A Palestinian student with a Palestinian flag was shoved and had his flag torn from him by some of the pro-government protesters, who were chanting: ‘No citizenship without loyalty!’ In response, the Jewish and Palestinian oppositionists shouted: ‘No, no, it will not come, fascism will not come!’ and ‘Peace is not achieved on the bodies of those killed!’

At one point a Jewish provocateur, who is not a member of any group (and could even be a police agent), raised his hand in the air: ‘Heil Lieberman!’ The response of the pro-government students was immediate: ‘Death to the Arabs!’ Luckily the university security managed to create a wedge between the protesters, and in this way prevented the incident from becoming even more violent.

Pro-government students interviewed in the press said they were ’shocked to see faculty members, together with students from the left and Arab students shouting slogans against Israel’. Their classmates posted pictures of the protests on Facebook, asking likeminded students to ‘identify their classroom “friends”’.

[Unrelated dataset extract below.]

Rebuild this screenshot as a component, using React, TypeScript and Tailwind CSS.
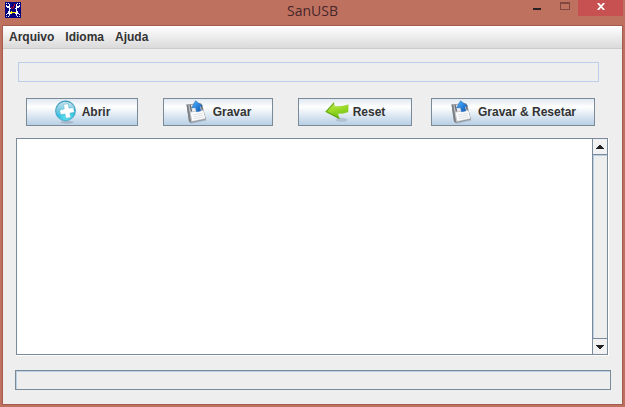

A Facebook group was created to call for my resignation: by the end of the day more than 1000 people had joined. As well as hoping that I die and demanding that my family be stripped of our citizenship and exiled from Israel, members of this Facebook group offer more pragmatic suggestions, such as the need to concentrate efforts on getting rid of teaching assistants who are critical of the government, since it is more difficult to have me – as a tenured professor – fired.

What is troubling about these pro-government students is not that they are pro-government, but the way they attack anyone who thinks differently from them, along with their total lack of self-criticism or restraint. If this is how students at Israel’s best universities respond, what can we expect from the rest of the population?